Yes, there is one stand out place that I would love to spend more time photographing and I’m sure it’s pretty high up on most people’s lists: India. I was supposed to be there for a month but due to an earthquake in my home town I flew home to be with my family. There’s something so raw about India that I’ve never seen before and I want to share that with the world.
I love your travel photography, and I know this is a tough question for any photographer, but do you have a favourite photo?
Thank you for the sweet compliment. I have a few favourites, but because I spoke about wanting to go back to India I’ll give you an example of why. This photo is special to me, because the mother in the photo partially pictured was sitting on the side of the footpath in Calcutta begging with her two young children. That in itself isn’t anything particularly unusual for a third world country, but she was doing something I had never seen before: begging for water. I was almost moved to tears when I thought about all of the unfairness in the world. I spent a bit of time with her while I was there, playing with her kids, giving her water and food. So this photo reminds me of how it felt when my heart really broke a little. It also reminds me of no matter where you go, and how little they have, kids will always be kids. I love the mix of colours and the interaction between mother and daughter. I entered this photo into the Capture The Colour competition and you can see my entry here and read more about how to enter.

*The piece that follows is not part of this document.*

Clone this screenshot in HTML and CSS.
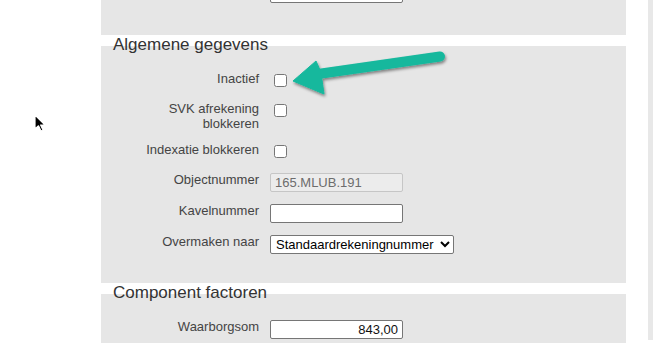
FILE: index.html
```html
<!DOCTYPE html>
<html lang="nl">
<head>
    <meta charset="UTF-8">
    <meta name="viewport" content="width=device-width, initial-scale=1.0">
    <title>Object gegevens</title>
    <link rel="stylesheet" href="styles.css">
</head>
<body>
    <div class="page">
        <div class="form">
            <div class="panel panel-top">
                <div class="rows">
                    <div class="row">
                        <label class="label"></label>
                        <input type="text" class="field">
                    </div>
                </div>
            </div>

            <section class="panel">
                <h2 class="panel-title">Algemene gegevens</h2>
                <div class="rows">
                    <div class="row">
                        <label class="label" for="inactief">Inactief</label>
                        <input type="checkbox" id="inactief">
                    </div>
                    <div class="row">
                        <label class="label" for="svk">SVK afrekening blokkeren</label>
                        <input type="checkbox" id="svk">
                    </div>
                    <div class="row">
                        <label class="label" for="indexatie">Indexatie blokkeren</label>
                        <input type="checkbox" id="indexatie">
                    </div>
                    <div class="row">
                        <label class="label" for="objectnummer">Objectnummer</label>
                        <input type="text" id="objectnummer" class="field" value="165.MLUB.191" disabled>
                    </div>
                    <div class="row">
                        <label class="label" for="kavelnummer">Kavelnummer</label>
                        <input type="text" id="kavelnummer" class="field">
                    </div>
                    <div class="row">
                        <label class="label" for="overmaken">Overmaken naar</label>
                        <select id="overmaken" class="field-select">
                            <option>Standaardrekeningnummer</option>
                        </select>
                    </div>
                </div>
            </section>

            <section class="panel">
                <h2 class="panel-title">Component factoren</h2>
                <div class="rows">
                    <div class="row">
                        <label class="label" for="waarborgsom">Waarborgsom</label>
                        <input type="text" id="waarborgsom" class="field field-number" value="843,00">
                    </div>
                </div>
            </section>
        </div>
        <div class="scrollbar"></div>
    </div>

    <!-- annotation arrow -->
    <svg class="arrow" width="653" height="343" viewBox="0 0 653 343">
        <defs>
            <filter id="shadow" x="-10%" y="-30%" width="120%" height="160%">
                <feDropShadow dx="1" dy="2" stdDeviation="1.5" flood-color="#000" flood-opacity="0.45"/>
            </filter>
        </defs>
        <g fill="#14b89d" stroke="#14b89d" filter="url(#shadow)">
            <line x1="318" y1="74" x2="440" y2="56.5" stroke-width="10" stroke-linecap="round"/>
            <polygon points="293,81 316,61 320,70 322,80 324,94" stroke-width="1" stroke-linejoin="round"/>
        </g>
    </svg>

    <!-- mouse pointer -->
    <svg class="cursor" width="14" height="20" viewBox="0 0 14 20">
        <path d="M1 1 L1 15 L4.5 11.8 L7 17 L9 16 L6.6 11 L11 11 Z" fill="#000" stroke="#fff" stroke-width="1.2" stroke-linejoin="round"/>
    </svg>
</body>
</html>
```

FILE: styles.css
```css
body {
    margin: 0;
    overflow: hidden;
    background-color: #fff;
    font-family: "Liberation Sans", Arial, sans-serif;
    color: #444;
}
.page {
    display: flex;
    height: 343px;
}
.form {
    display: flex;
    flex-direction: column;
    gap: 11px;
    width: 525px;
    margin-left: 101px;
    margin-top: -17px;
}
.panel {
    display: flex;
    flex-direction: column;
    background-color: #e6e6e6;
    padding-bottom: 29px;
}
.panel-top {
    padding-bottom: 32px;
}
.panel-title {
    margin: -11px 0 0 12px;
    font-size: 17px;
    line-height: 20px;
    font-weight: normal;
    color: #333;
}
.rows {
    display: flex;
    flex-direction: column;
    gap: 11px;
    margin-top: 16px;
}
.panel-top .rows {
    margin-top: 0;
}
.row {
    display: grid;
    grid-template-columns: 158px auto;
    column-gap: 11px;
    align-items: start;
    justify-items: start;
}
.label {
    justify-self: end;
    max-width: 120px;
    text-align: right;
    font-size: 13px;
    line-height: 15px;
    color: #444;
}
input[type="checkbox"] {
    width: 13px;
    height: 13px;
    margin: 3px 3px 3px 4px;
}
.field {
    box-sizing: border-box;
    width: 133px;
    height: 19px;
    margin: 1px 0 0;
    padding: 0 4px;
    border: 1px solid #767676;
    border-radius: 2px;
    background-color: #fff;
    font-family: "Liberation Sans", Arial, sans-serif;
    font-size: 13px;
    color: #000;
}
.field:disabled {
    background-color: #ececec;
    border-color: #c6c6c6;
    color: #6d6d6d;
}
.field-number {
    text-align: right;
    color: #111;
}
.field-select {
    box-sizing: border-box;
    width: 184px;
    height: 19px;
    margin: 1px 0 0;
    padding: 0 0 0 1px;
    border: 1px solid #767676;
    border-radius: 2px;
    background-color: #fff;
    font-family: "Liberation Sans", Arial, sans-serif;
    font-size: 13px;
    color: #000;
}
.scrollbar {
    margin-left: auto;
    width: 5px;
    height: 340px;
    background-color: #e8e8e8;
}
.arrow {
    position: absolute;
    left: 0;
    top: 0;
    pointer-events: none;
}
.cursor {
    position: absolute;
    left: 34px;
    top: 114px;
}
```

You’ve volunteered overseas, something I’m thinking of looking into, how did you get started on this track? And would you recommend it to others?
Whenever anyone asks me about volunteering overseas I have to stop myself from blurting out (or yelling) “GO NOW! DO IT!” because honestly it was above and beyond the most amazing experience of my life. I volunteered in an orphanage in Takeo, Cambodia. The kids were amazing, so warm and receptive to all of our help. The thing that surprised me the most is how much I loved being surrounded by like minded people, who all had spent time and money getting to this remote village in order to help others. I met some of my best friends there.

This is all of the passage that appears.